Balancing the Books
Having trouble keeping your paybill within budget? Here are a few options and ideas.
Step one is to make sure there is an appropriate amount in the budget in the first
place. That is not as easy as it sounds, especially if yours is an organisation that
budgets on a bottom-up basis and lets Finance add the growth assumptions. Demand
a formal role in the planning processes. After all, if you are the one responsible
for negotiating the annual pay review and for developing any additional reward elements,
you have a right to have been involved in setting the parameters. Sorry we can't
give you any more because Finance didn't put enough in the budget is not an argument
that will enhance your negotiating cred.
To influence the budgeting process you have to show that you know more than others
about the paybill and the factors influencing it. Have an agreed policy as to which
pay markets you are competing in and where you need to be placed in those markets
(not everyone can be above average). Be the one who knows how the markets are moving
by participating in surveys and salary clubs, buying relevant survey data and logging
key competitor job ads. Not only will this help you budget it will enable you to
counter all those assertions that everyone else pays more.
You also need to track pay costs on a systematic basis. Turnover, replacement salaries
and vacancy times all affect the year-end cost outfall. In some organisations you
will be able to use payroll data but more often you will need your own records -
but ensure Finance understands your figures or they will not believe you. Identify
a useful indicator of pay spread within ranges (average as a percentage of target
pay, for example) and monitor it regularly. Ensure you build this into the budgeting
process. If many staff are low in their ranges you need to budget for an appropriate
amount of progression up the range.
Getting back on track
Even good budgeting does not mean you will never have to manage costs down. What
can you do about it? In extremis you may need to go in for what the Civil Service
likes to call efficiency savings - ie, using fewer people or cheaper people. With
luck that will not involve redundancy but does mean that not every job has to be
replaced when someone leaves or is promoted. Parkinson's Law (Work expands to fill
the time available) is alive and well in many offices. There is often slack in the
current arrangements. Even when extra staff are required you may be able to get away
with a few new junior staff (rather than a whole new hierarchy) if you assign it
to one of your more effective managers.
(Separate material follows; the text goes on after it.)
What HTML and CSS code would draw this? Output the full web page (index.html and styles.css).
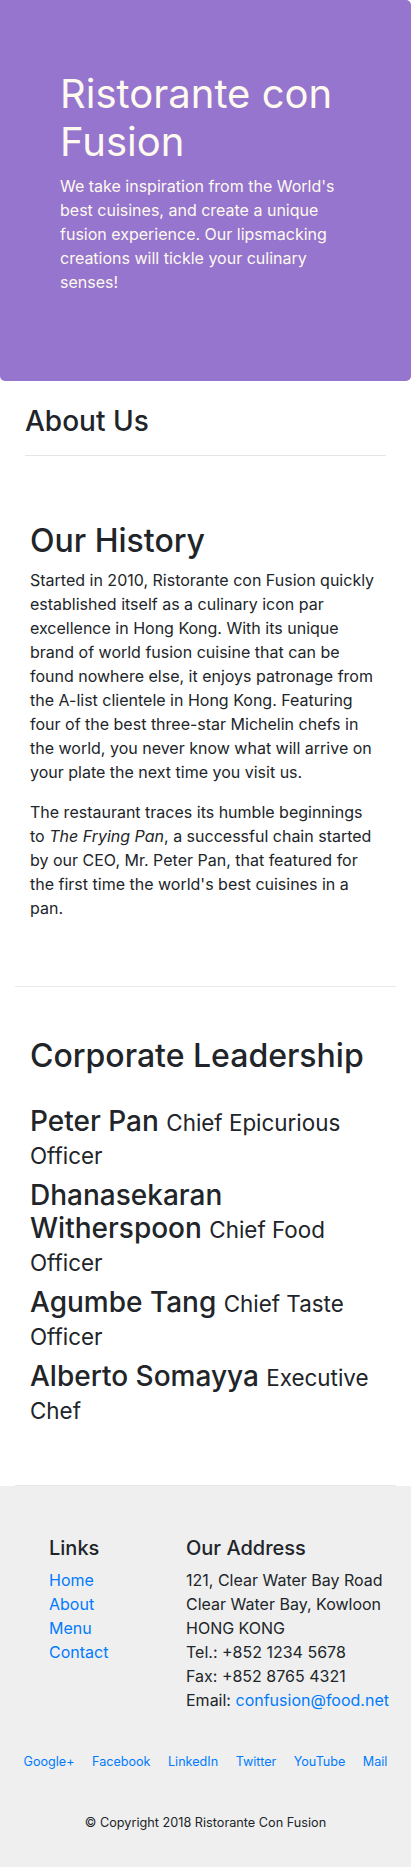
FILE: index.html
```html
<!DOCTYPE html>
<html lang="en">
<head>
<meta charset="utf-8">
<title>Ristorante con Fusion - About Us</title>
<link rel="stylesheet" href="styles.css">
</head>
<body>
<header class="jumbotron">
  <div class="jumbo-inner">
    <h1 class="jumbo-title">Ristorante con Fusion</h1>
    <p class="jumbo-lead">We take inspiration from the World's best cuisines, and create a unique fusion experience. Our lipsmacking creations will tickle your culinary senses!</p>
  </div>
</header>

<main>
  <div class="about-head">
    <h3 class="about-title">About Us</h3>
    <div class="rule"></div>
  </div>

  <section class="row-content">
    <h2 class="section-title">Our History</h2>
    <p class="para">Started in 2010, Ristorante con Fusion quickly established itself as a culinary icon par excellence in Hong Kong. With its unique brand of world fusion cuisine that can be found nowhere else, it enjoys patronage from the A-list clientele in Hong Kong. Featuring four of the best three-star Michelin chefs in the world, you never know what will arrive on your plate the next time you visit us.</p>
    <p class="para">The restaurant traces its humble beginnings to <em>The Frying Pan</em>, a successful chain started by our CEO, Mr. Peter Pan, that featured for the first time the world's best cuisines in a pan.</p>
  </section>

  <section class="row-content">
    <h2 class="section-title">Corporate Leadership</h2>
    <div class="leaders">
      <h3 class="leader">Peter Pan <small class="role">Chief Epicurious Officer</small></h3>
      <h3 class="leader">Dhanasekaran Witherspoon <small class="role">Chief Food Officer</small></h3>
      <h3 class="leader">Agumbe Tang <small class="role">Chief Taste Officer</small></h3>
      <h3 class="leader">Alberto Somayya <small class="role">Executive Chef</small></h3>
    </div>
  </section>
</main>

<footer class="footer">
  <div class="footer-cols">
    <div class="col-links">
      <h5 class="footer-title">Links</h5>
      <ul class="link-list">
        <li><a href="#">Home</a></li>
        <li><a href="#">About</a></li>
        <li><a href="#">Menu</a></li>
        <li><a href="#">Contact</a></li>
      </ul>
    </div>
    <div class="col-address">
      <h5 class="footer-title">Our Address</h5>
      <address class="address">
        121, Clear Water Bay Road<br>
        Clear Water Bay, Kowloon<br>
        HONG KONG<br>
        Tel.: +852 1234 5678<br>
        Fax: +852 8765 4321<br>
        Email: <a href="#">confusion@food.net</a>
      </address>
    </div>
  </div>
  <div class="social">
    <a href="#">Google+</a>
    <a href="#">Facebook</a>
    <a href="#">LinkedIn</a>
    <a href="#">Twitter</a>
    <a href="#">YouTube</a>
    <a href="#">Mail</a>
  </div>
  <p class="copyright">© Copyright 2018 Ristorante Con Fusion</p>
</footer>
</body>
</html>
```

FILE: styles.css
```css
* { box-sizing: border-box; }

html, body {
  margin: 0;
  padding: 0;
}

body {
  font-family: Inter, "Noto Sans", "Liberation Sans", sans-serif;
  font-size: 16px;
  line-height: 1.5;
  color: #212529;
  background: #fff;
}

a {
  color: #007bff;
  text-decoration: none;
}

h1, h2, h3, h5 {
  font-weight: 500;
  line-height: 1.2;
  margin: 0;
}

/* Jumbotron */
.jumbotron {
  background: #9575cd;
  color: floralwhite;
  border-radius: 0 5px 5px 5px;
  padding: 70px 30px 87px;
}

.jumbo-inner {
  padding: 0 30px;
}

.jumbo-title {
  font-size: 40px;
  font-weight: 400;
  margin-bottom: 8px;
}

.jumbo-lead {
  margin: 0;
}

/* About heading */
.about-head {
  margin: 0 25px;
  padding-top: 24px;
}

.about-title {
  font-size: 28px;
  margin-bottom: 16px;
}

.rule {
  border-top: 1px solid rgba(0, 0, 0, 0.1);
  margin: 0 0 16px;
}

/* Sections */
.row-content {
  margin: 0 15px;
  padding: 50px 15px;
  border-bottom: 1px solid #e9e9e9;
}

.section-title {
  font-size: 32px;
  margin-bottom: 8px;
}

.para {
  margin: 0 0 16px;
}

.leaders {
  padding-top: 22px;
  padding-bottom: 1px;
}

.leader {
  font-size: 28px;
  line-height: 1.17;
  margin-bottom: 8.5px;
}

.role {
  font-size: 80%;
  font-weight: 400;
}

/* Footer */
.footer {
  background: #efefef;
  padding: 50px 0 38px;
}

.footer-cols {
  display: flex;
  padding-left: 49px;
}

.col-links {
  width: 137px;
}

.footer-title {
  font-size: 20px;
  margin-bottom: 8px;
}

.link-list {
  list-style: none;
  margin: 0;
  padding: 0;
}

.address {
  font-style: normal;
  margin: 0 0 16px;
}

.social {
  display: flex;
  justify-content: center;
  gap: 17.5px;
  font-size: 12.6px;
  line-height: 1.5;
  margin-top: 25px;
}

.copyright {
  text-align: center;
  font-size: 12.7px;
  margin: 40.5px 0 0;
}
```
Treat every vacancy is a cost-saving opportunity.
The approaches you take to the annual review and to progression through the ranges
have a big effect on your room to manoeuvre when costs are tight. A three-year pay
deal is good for employee relations but inflexible. If negotiating annually, be careful
not to commit to too high a minimum increase; leave some flexibility. Most parts
of the Civil Service, for example, must submit an annual pay remit for approval.
This will normally include an allowance for what they term recyclables - money saved
because vacancies are rarely filled immediately and then usually by someone lower
in the pay scale than the leaver.
How do people move through the ranges? Under traditional incremental systems the
amount pre-committed to pay for increments can cost as much as the basic percentage
rise. Reducing increments as people climb through the ranges can prove useful (depending
on where staff sit in their ranges). If you reflect performance into pay try to pay
some of it as a non-consolidated amount - either all performance awards or just the
last performance award at the top of the scale. After the first year non-consolidated
payments are not then an additional cost. In general, bonuses or annual profit-share
are an effective way to flex costs with income.
This is a complex subject and I have only scratched the surface. What will be acceptable
or effective in one organisation will not be in another. The key lesson is to make
sure you really understand where your payroll costs lie and the pressures that work
on them. As well as raising your internal credibility it will help you identify a
wider range of options when money is tight.